Para não esquecer a Sérvia
"As mulheres têm ar de top model e os homens de criminosos de guerra!" Quem disse? Fui eu, e desde já peço desculpa, vinte vezes desculpa. Saiu-me durante o jogo de futebol entre Portugal e a Sérvia da passada segunda-feira. Um jornalista não deveria fazer afirmações como esta, mesmo no sofá, mesmo na brincadeira, logo eu que fui tão bem tratado no país, sobretudo em Belgrado, cidade tão improvável como poética - um dos destinos da Europa com melhor vida noturna (diz-se) e eu, é claro, confirmo, só de falar disso vem-me logo o cheiro a rakija (aguardente) ao nariz.
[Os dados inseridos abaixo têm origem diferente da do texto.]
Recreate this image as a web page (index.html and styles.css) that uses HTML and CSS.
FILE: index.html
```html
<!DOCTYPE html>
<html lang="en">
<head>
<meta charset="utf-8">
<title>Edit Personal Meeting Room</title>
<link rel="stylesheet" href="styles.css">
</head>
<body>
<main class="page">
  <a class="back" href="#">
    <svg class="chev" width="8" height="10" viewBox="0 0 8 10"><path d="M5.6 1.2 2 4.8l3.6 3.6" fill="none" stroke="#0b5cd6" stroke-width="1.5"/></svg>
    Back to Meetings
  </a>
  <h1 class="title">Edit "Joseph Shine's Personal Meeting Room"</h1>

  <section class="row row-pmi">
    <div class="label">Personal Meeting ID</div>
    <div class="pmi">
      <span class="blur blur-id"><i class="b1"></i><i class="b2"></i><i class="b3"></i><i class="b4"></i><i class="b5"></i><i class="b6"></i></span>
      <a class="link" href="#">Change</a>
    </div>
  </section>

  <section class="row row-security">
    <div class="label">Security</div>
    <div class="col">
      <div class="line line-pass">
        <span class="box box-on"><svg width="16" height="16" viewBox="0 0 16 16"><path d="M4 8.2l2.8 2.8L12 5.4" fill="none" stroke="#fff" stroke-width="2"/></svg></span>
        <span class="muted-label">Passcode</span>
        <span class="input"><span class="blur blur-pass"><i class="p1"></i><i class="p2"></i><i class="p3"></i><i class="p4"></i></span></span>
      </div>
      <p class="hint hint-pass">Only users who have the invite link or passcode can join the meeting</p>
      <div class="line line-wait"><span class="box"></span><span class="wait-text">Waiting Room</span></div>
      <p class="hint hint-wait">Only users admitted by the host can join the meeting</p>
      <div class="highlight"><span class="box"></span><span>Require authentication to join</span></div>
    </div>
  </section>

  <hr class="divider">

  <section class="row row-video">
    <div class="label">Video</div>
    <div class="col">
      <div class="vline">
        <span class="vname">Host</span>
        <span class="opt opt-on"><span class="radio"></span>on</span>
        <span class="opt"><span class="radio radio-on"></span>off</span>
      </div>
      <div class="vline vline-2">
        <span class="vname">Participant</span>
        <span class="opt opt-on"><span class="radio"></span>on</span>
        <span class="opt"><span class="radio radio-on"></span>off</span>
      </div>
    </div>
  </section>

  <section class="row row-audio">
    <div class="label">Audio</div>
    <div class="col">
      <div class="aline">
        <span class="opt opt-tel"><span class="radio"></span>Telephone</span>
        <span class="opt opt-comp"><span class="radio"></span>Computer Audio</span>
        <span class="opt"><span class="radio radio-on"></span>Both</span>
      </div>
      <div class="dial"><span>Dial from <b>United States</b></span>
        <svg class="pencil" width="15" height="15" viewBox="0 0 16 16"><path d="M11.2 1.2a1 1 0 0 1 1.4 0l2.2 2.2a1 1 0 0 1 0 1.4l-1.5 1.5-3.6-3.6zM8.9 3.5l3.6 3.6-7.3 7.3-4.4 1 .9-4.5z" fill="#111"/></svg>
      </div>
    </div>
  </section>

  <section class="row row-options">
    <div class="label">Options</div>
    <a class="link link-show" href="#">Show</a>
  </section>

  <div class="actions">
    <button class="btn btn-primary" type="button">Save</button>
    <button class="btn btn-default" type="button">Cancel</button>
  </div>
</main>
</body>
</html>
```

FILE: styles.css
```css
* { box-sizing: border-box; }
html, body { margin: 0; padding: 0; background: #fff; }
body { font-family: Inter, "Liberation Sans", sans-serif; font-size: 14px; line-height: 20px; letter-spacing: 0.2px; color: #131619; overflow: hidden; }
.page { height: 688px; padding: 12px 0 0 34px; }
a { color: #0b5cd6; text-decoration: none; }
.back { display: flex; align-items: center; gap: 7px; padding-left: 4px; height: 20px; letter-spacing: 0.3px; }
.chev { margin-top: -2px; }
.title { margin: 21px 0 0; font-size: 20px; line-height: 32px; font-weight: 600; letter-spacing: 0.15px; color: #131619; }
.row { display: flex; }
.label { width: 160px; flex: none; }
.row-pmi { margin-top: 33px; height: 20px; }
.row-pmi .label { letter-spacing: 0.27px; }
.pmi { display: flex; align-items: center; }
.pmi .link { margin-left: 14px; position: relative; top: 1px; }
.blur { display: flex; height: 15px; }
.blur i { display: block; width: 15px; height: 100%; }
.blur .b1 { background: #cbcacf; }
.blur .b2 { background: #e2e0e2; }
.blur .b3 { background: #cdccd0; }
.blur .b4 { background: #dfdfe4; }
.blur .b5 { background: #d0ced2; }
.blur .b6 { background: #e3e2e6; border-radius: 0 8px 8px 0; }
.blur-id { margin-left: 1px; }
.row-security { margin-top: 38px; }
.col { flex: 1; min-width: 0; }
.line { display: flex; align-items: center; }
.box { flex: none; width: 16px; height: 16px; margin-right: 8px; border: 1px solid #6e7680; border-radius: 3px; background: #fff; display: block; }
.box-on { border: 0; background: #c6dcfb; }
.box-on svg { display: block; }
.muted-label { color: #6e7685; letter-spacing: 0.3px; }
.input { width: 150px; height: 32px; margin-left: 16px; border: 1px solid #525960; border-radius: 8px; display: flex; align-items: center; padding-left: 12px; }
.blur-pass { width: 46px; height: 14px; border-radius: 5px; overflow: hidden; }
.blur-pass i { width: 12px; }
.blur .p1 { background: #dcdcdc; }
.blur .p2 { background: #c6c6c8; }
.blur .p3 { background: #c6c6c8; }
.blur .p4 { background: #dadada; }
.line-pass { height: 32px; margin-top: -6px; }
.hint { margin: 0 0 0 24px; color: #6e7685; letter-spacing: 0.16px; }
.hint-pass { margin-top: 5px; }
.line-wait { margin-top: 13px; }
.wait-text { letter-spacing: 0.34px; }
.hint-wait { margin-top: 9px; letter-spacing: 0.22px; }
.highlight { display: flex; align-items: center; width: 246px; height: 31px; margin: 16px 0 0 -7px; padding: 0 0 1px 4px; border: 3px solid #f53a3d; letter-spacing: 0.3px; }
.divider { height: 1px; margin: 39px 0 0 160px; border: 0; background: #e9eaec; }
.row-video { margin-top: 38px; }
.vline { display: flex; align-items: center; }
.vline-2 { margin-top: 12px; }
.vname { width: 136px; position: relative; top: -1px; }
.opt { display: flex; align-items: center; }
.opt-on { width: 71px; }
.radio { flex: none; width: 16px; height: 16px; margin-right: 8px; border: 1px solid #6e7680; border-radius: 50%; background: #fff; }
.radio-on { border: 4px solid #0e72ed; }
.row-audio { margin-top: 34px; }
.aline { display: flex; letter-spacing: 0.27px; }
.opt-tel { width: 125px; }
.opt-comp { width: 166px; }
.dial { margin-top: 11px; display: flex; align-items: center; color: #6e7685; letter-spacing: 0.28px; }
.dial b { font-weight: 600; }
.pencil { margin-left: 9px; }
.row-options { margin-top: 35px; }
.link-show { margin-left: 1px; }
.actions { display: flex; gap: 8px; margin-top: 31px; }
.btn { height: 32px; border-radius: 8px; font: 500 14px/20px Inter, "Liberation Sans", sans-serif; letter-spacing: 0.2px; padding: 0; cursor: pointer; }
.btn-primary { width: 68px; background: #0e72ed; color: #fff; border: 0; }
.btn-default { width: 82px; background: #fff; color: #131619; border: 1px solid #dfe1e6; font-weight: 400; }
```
"O que eu queria dizer é que as mulheres são lindas e os homens têm um físico incrível", tento corrigir, mas já não vou a tempo, está dito está dito, talvez este texto me ajude a salvar a face. "Estamos habituados a que as pessoas nos olhem com desconfiança, como se fôssemos todos ultranacionalistas, mas às vezes custa. Também sofremos muito." As palavras são de Simonida, a minha simpática guia da altura, já lá vão cinco anos, mas recordo-as como se as tivesse dito agora. Falou-me depois dos muitos ataques de que a capital foi alvo ao longo da história, mais de 115, sobretudo durante a ocupação otomana, quarenta deles altamente destrutivos.
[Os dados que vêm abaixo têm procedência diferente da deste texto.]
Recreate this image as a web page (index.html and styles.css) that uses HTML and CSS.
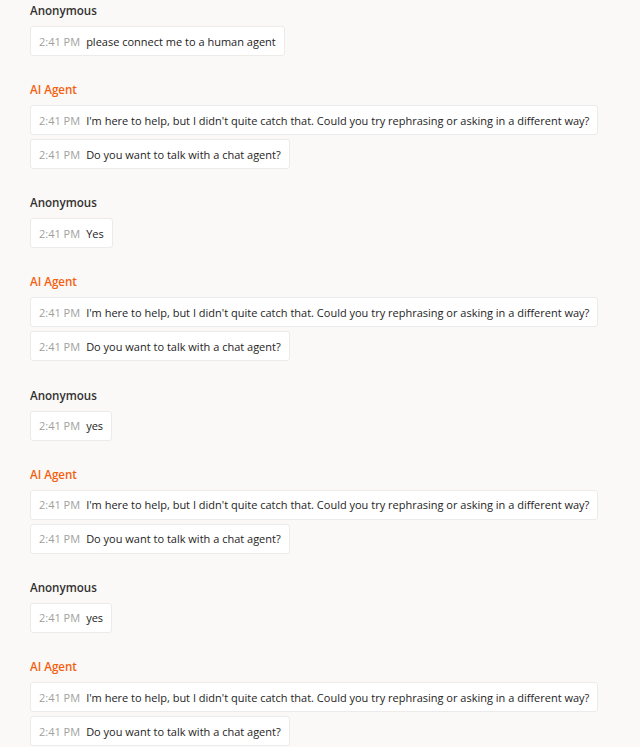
FILE: index.html
```html
<!DOCTYPE html>
<html>
<head>
<meta charset="utf-8">
<link rel="stylesheet" href="styles.css">
</head>
<body>
<div class="transcript">
  <div class="group">
    <div class="name">Anonymous</div>
    <div class="msgs">
      <div class="bubble"><span class="time">2:41 PM</span><span class="text">please connect me to a human agent</span></div>
    </div>
  </div>
  <div class="group">
    <div class="name bot">AI Agent</div>
    <div class="msgs">
      <div class="bubble"><span class="time">2:41 PM</span><span class="text">I'm here to help, but I didn't quite catch that. Could you try rephrasing or asking in a different way?</span></div>
      <div class="bubble"><span class="time">2:41 PM</span><span class="text">Do you want to talk with a chat agent?</span></div>
    </div>
  </div>
  <div class="group">
    <div class="name">Anonymous</div>
    <div class="msgs">
      <div class="bubble"><span class="time">2:41 PM</span><span class="text">Yes</span></div>
    </div>
  </div>
  <div class="group">
    <div class="name bot">AI Agent</div>
    <div class="msgs">
      <div class="bubble"><span class="time">2:41 PM</span><span class="text">I'm here to help, but I didn't quite catch that. Could you try rephrasing or asking in a different way?</span></div>
      <div class="bubble"><span class="time">2:41 PM</span><span class="text">Do you want to talk with a chat agent?</span></div>
    </div>
  </div>
  <div class="group">
    <div class="name">Anonymous</div>
    <div class="msgs">
      <div class="bubble"><span class="time">2:41 PM</span><span class="text">yes</span></div>
    </div>
  </div>
  <div class="group">
    <div class="name bot">AI Agent</div>
    <div class="msgs">
      <div class="bubble"><span class="time">2:41 PM</span><span class="text">I'm here to help, but I didn't quite catch that. Could you try rephrasing or asking in a different way?</span></div>
      <div class="bubble"><span class="time">2:41 PM</span><span class="text">Do you want to talk with a chat agent?</span></div>
    </div>
  </div>
  <div class="group">
    <div class="name">Anonymous</div>
    <div class="msgs">
      <div class="bubble"><span class="time">2:41 PM</span><span class="text">yes</span></div>
    </div>
  </div>
  <div class="group">
    <div class="name bot">AI Agent</div>
    <div class="msgs">
      <div class="bubble"><span class="time">2:41 PM</span><span class="text">I'm here to help, but I didn't quite catch that. Could you try rephrasing or asking in a different way?</span></div>
      <div class="bubble"><span class="time">2:41 PM</span><span class="text">Do you want to talk with a chat agent?</span></div>
    </div>
  </div>
</div>
</body>
</html>
```
FILE: styles.css
```css
html, body {
  margin: 0;
  padding: 0;
  background: #faf9f8;
}
body {
  font-family: "Open Sans", "Noto Sans", sans-serif;
  font-size: 11px;
  color: #252423;
}
.transcript {
  display: flex;
  flex-direction: column;
  gap: 25.17px;
  padding: 2px 30px 0 30px;
}
.group {
  display: flex;
  flex-direction: column;
  gap: 7px;
}
.name {
  font-weight: 600;
  font-size: 11.6px;
  line-height: 17px;
  color: #323130;
}
.name.bot {
  color: #f5600f;
}
.msgs {
  display: flex;
  flex-direction: column;
  align-items: flex-start;
  gap: 4px;
}
.bubble {
  display: flex;
  align-items: center;
  gap: 6px;
  height: 28px;
  padding: 0 8px;
  background: #ffffff;
  border: 1px solid #edebe9;
  border-radius: 3px;
  white-space: nowrap;
}
.time {
  color: #a19f9d;
}
.text {
  color: #252423;
}
```
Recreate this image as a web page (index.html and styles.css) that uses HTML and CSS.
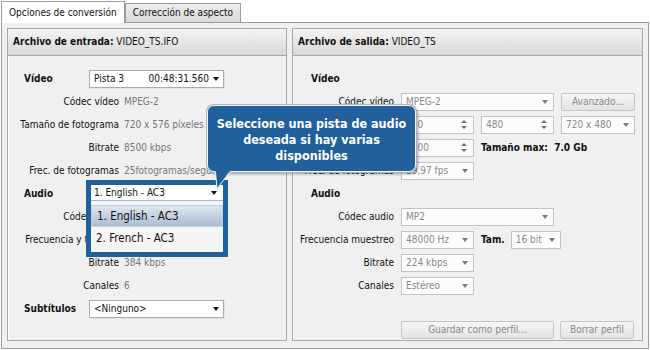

Um deles, durante a Segunda Guerra Mundial, foi tão forte que os animais fugiram do jardim zoológico, momento que Emir Kusturica retratou no filme Underground. O mais recente teve lugar em 1999, fez no passado domingo - 24 de março, um dia antes do jogo - 20 anos. A NATO bombardeou Belgrado durante 79 dias consecutivos, como retaliação pela situação
no Kosovo. Terão morrido 2500 pessoas.
Não encontrei qualquer notícia ou artigo sobre o assunto na imprensa portuguesa. Poucos dias antes, a 20 de março, quase todos os meios de comunicação noticiaram a condenação de Radovan Karadzic, antigo líder dos sérvios da Bósnia, a prisão perpétua. Não é um crime, naturalmente, mas que este jornalismo ajuda a que fiquemos todos menos inteligentes - eu, na linha da frente -, lá isso ajuda.